A modified version of Sarek (https://github.com/nf-core/sarek/tree/master) specifically for microorganisms. It uses multiple popular tools for SNP calling and annotation of microbial genomes.
- nf-core: https://nf-co.re/docs/nf-core-tools/installation
- nextflow: https://nf-co.re/docs/usage/getting_started/installation
conda create --name nf-core python=3.12 nf-core nextflow
conda activate nf-core
tar xvzf sarek.tar.gz
The folder "sarek" should be in the same directory with README.md, sbatch.sh, etc.
- Copy paired-end fastq files into the directory /data.
- Open the file "samplesheet.csv", and fill in the information of your samples. Each sample is in a line.
- Open the file "params.yaml", and change the parameters ('fasta' and 'fasta_fai') of the reference path and its index path.
- Get to the top directory of the pipeline, run
sbatch ./sbatch.sh
- Copy snp-calling vcf files into the directory /data.
- Add mapped bam and index files into the directory /data.
- Rename the file "samplesheet.csv.ann" to "samplesheet.csv". Then open it and fill in the information about your samples. Each sample is in a line.
- Open the file "params.yaml", and change the parameters ('fasta' and 'fasta_fai') of the reference path and its index path. And remove the comment mark in the line "#step: 'annotate'"
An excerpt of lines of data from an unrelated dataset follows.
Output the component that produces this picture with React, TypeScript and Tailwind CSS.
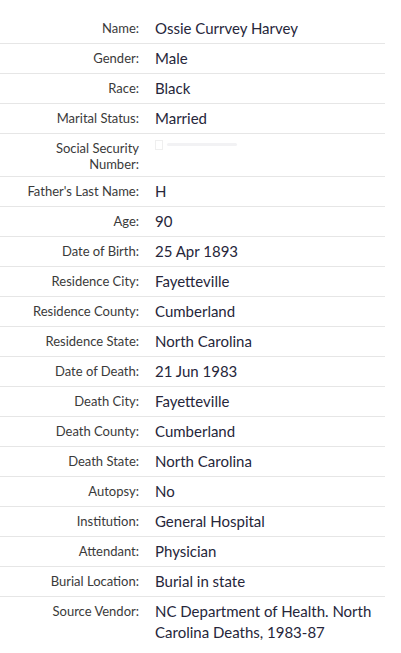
const rows: [string, string][] = [
  ["Name:", "Ossie Currvey Harvey"],
  ["Gender:", "Male"],
  ["Race:", "Black"],
  ["Marital Status:", "Married"],
  ["Social Security Number:", ""],
  ["Father's Last Name:", "H"],
  ["Age:", "90"],
  ["Date of Birth:", "25 Apr 1893"],
  ["Residence City:", "Fayetteville"],
  ["Residence County:", "Cumberland"],
  ["Residence State:", "North Carolina"],
  ["Date of Death:", "21 Jun 1983"],
  ["Death City:", "Fayetteville"],
  ["Death County:", "Cumberland"],
  ["Death State:", "North Carolina"],
  ["Autopsy:", "No"],
  ["Institution:", "General Hospital"],
  ["Attendant:", "Physician"],
  ["Burial Location:", "Burial in state"],
  ["Source Vendor:", "NC Department of Health. North Carolina Deaths, 1983-87"],
];

export default function App() {
  return (
    <div
      className="w-[401px] h-[653px] bg-white pt-[14px] overflow-hidden"
      style={{ fontFamily: "Lato, 'Open Sans', sans-serif" }}
    >
      <div className="w-[385px]">
        {rows.map(([label, value], i) => (
          <div
            key={i}
            className={`flex py-[4px] ${i < rows.length - 1 ? "border-b border-[#e6e6e6]" : ""}`}
          >
            <div className="w-[139px] shrink-0 text-right text-[13px] leading-[16px] text-[#3a3a3a] pt-[2px]">
              {label === "Social Security Number:" ? (
                <>
                  Social Security
                  <br />
                  Number:
                </>
              ) : (
                label
              )}
            </div>
            <div className="pl-[16px] text-[15px] leading-[21px] text-[#26263a] w-[246px] shrink-0">
              {value === "" && i === 4 ? (
                <div className="flex items-start gap-[4px] pt-[2px]">
                  <div className="w-[8px] h-[10px] border border-[#efefef]"></div>
                  <div className="w-[70px] h-[3px] mt-[3px] bg-[#f2f2f4] rounded"></div>
                </div>
              ) : (
                value
              )}
            </div>
          </div>
        ))}
      </div>
    </div>
  );
}
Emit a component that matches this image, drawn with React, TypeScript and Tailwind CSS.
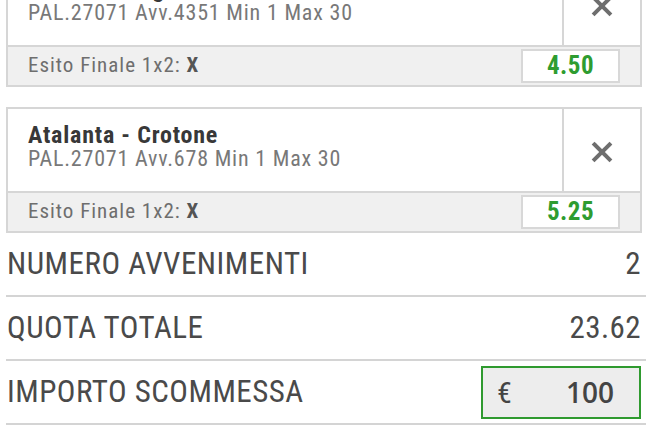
import { X } from "lucide-react";

type Bet = {
  match: string;
  info: string;
  outcome: string;
  odds: string;
};

const bets: Bet[] = [
  { match: "Lazio - Bologna", info: "PAL.27071 Avv.4351 Min 1 Max 30", outcome: "X", odds: "4.50" },
  { match: "Atalanta - Crotone", info: "PAL.27071 Avv.678 Min 1 Max 30", outcome: "X", odds: "5.25" },
];

function BetCard({ bet, last }: { bet: Bet; last?: boolean }) {
  return (
    <div className={`ml-[6px] w-[636px] border-2 border-[#d6d6d6] bg-white ${last ? "" : "mb-[20px]"}`}>
      <div className="flex h-[84px] border-b-2 border-[#d6d6d6]">
        <div className="flex-1 pl-[20px] pt-[13px]">
          <p className="text-[24px] leading-[26px] font-bold tracking-[0.8px] text-[#383838]">{bet.match}</p>
          <p className="text-[22px] leading-[22px] tracking-[0.8px] text-[#787878]">{bet.info}</p>
        </div>
        <div className="flex w-[78px] items-center justify-center border-l-2 border-[#d6d6d6] pt-[4px]">
          <X className="h-[30px] w-[30px] text-[#6e6e6e]" strokeWidth={3.2} strokeLinecap="square" />
        </div>
      </div>
      <div className="flex h-[38px] items-center justify-between bg-[#f0f0f0] pl-[20px] pr-[20px]">
        <p className="text-[21px] tracking-[1px] text-[#6e6e6e]">
          Esito Finale 1x2: <span className="font-bold text-[#555]">{bet.outcome}</span>
        </p>
        <div className="flex h-[34px] w-[99px] items-center justify-center border-2 border-[#d8d8d8] bg-white text-[25px] font-bold tracking-[0.5px] text-[#2e9c30]">
          {bet.odds}
        </div>
      </div>
    </div>
  );
}

function SummaryRow({ label, children }: { label: string; children: React.ReactNode }) {
  return (
    <div className="flex h-[64px] items-center justify-between border-b-2 border-[#d4d4d4] pl-[1px] pr-[5px]">
      <span className="text-[31px] tracking-[0.5px] text-[#4a4a4a]">{label}</span>
      {children}
    </div>
  );
}

export default function App() {
  return (
    <div className="h-[441px] w-[646px] overflow-hidden bg-white font-['Roboto',sans-serif] [font-stretch:condensed]">
      <div className="-mt-[39px]">
        {bets.map((b, i) => (
          <BetCard key={b.odds} bet={b} last={i === bets.length - 1} />
        ))}
        <div className="ml-[6px]">
          <SummaryRow label="NUMERO AVVENIMENTI">
            <span className="text-[31px] tracking-[0.4px] text-[#4a4a4a]">2</span>
          </SummaryRow>
          <SummaryRow label="QUOTA TOTALE">
            <span className="text-[31px] tracking-[0.4px] text-[#4a4a4a]">23.62</span>
          </SummaryRow>
          <SummaryRow label="IMPORTO SCOMMESSA">
            <div className="flex h-[53px] w-[160px] items-center justify-between border-2 border-[#2f9a2f] bg-[#ededed] pl-[14px] pr-[25px]">
              <span className="text-[30px] text-[#444]">€</span>
              <span className="font-['Open_Sans',sans-serif] text-[28px] font-semibold text-[#444] [font-stretch:normal]">100</span>
            </div>
          </SummaryRow>
        </div>
      </div>
    </div>
  );
}
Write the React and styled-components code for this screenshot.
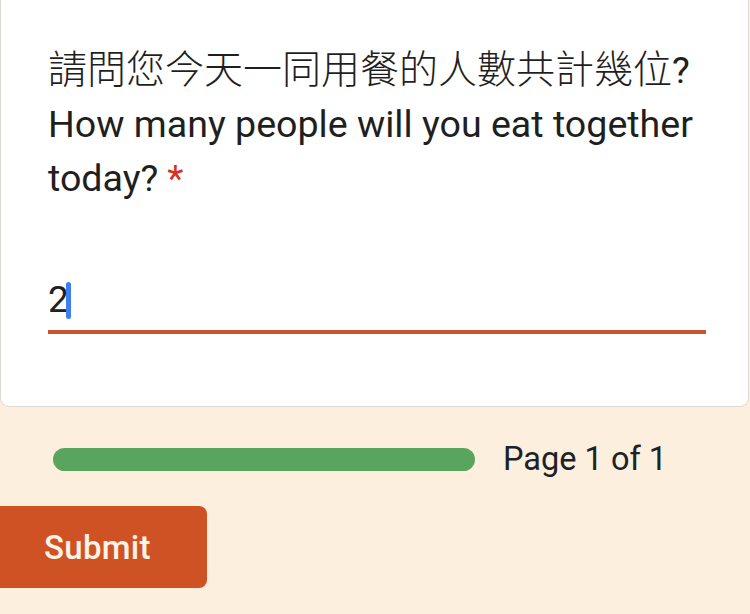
import React from 'react';
import styled, { createGlobalStyle } from 'styled-components';

const GlobalStyle = createGlobalStyle`
  html, body {
    margin: 0;
    padding: 0;
    background: #fcefdd;
  }
  body {
    font-family: Roboto, "Noto Sans CJK TC", sans-serif;
    color: #202124;
    overflow: hidden;
  }
`;

const Page = styled.div`
  width: 750px;
  height: 614px;
  background: #fcefdd;
  overflow: hidden;
`;

const Card = styled.div`
  width: 749px;
  box-sizing: border-box;
  background: #fff;
  border: 1px solid #dcd8d2;
  border-top: none;
  border-radius: 0 0 9px 9px;
  padding: 43px 45px 72px 47px;
`;

const Question = styled.div`
  font-size: 37.6px;
  font-weight: 400;
  line-height: 54px;
  color: #1f1f1f;
`;

const Chinese = styled.span`
  font-size: 39px;
  font-weight: 300;
`;

const Required = styled.span`
  color: #d93025;
  margin-left: 9px;
`;

const Field = styled.div`
  margin-top: 68px;
  width: 658px;
  border-bottom: 4px solid #c8562e;
  padding-bottom: 3px;
`;

const Value = styled.div`
  font-size: 37px;
  line-height: 54px;
  display: flex;
  align-items: center;
`;

const Caret = styled.span`
  display: inline-block;
  width: 5px;
  height: 37px;
  margin-left: -3px;
  border-radius: 3px;
  background: #3b7ff0;
`;

const Progress = styled.div`
  display: flex;
  align-items: center;
  gap: 28px;
  margin: 37px 0 0 53px;
`;

const Track = styled.div`
  width: 422px;
  height: 23px;
  border-radius: 12px;
  background: #5aa55d;
`;

const PageLabel = styled.span`
  font-size: 32.5px;
  line-height: 30px;
  color: #202124;
`;

const SubmitButton = styled.button`
  display: block;
  margin: 32px 0 0 -12px;
  width: 219px;
  height: 82px;
  padding: 0 0 0 56px;
  text-align: left;
  border: none;
  border-radius: 8px;
  background: #cf5224;
  color: #fdf3e7;
  font-family: Roboto, sans-serif;
  font-size: 33px;
  font-weight: 500;
  letter-spacing: 0.3px;
`;

export default function App() {
  return (
    <Page>
      <GlobalStyle />
      <Card>
        <Question>
          <Chinese>請問您今天一同用餐的人數共計幾位</Chinese>?
          <br />
          How many people will you eat together today?
          <Required>*</Required>
        </Question>
        <Field>
          <Value>
            2<Caret />
          </Value>
        </Field>
      </Card>
      <Progress>
        <Track />
        <PageLabel>Page 1 of 1</PageLabel>
      </Progress>
      <SubmitButton>Submit</SubmitButton>
    </Page>
  );
}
- get into the directory of the pipeline, run
sbatch ./sbatch.sh
Any microorganism can be analyzed.
Currently, only the reference genomes of Candida auris, Mycobacterium tuberculosis, and SARS-CoV-2 are installed in the pipeline. If you want to analyze other microorganisms, please install the corresponding reference genome yourself, or open a new issue in the GitHub. We may update the corresponding reference genome for you.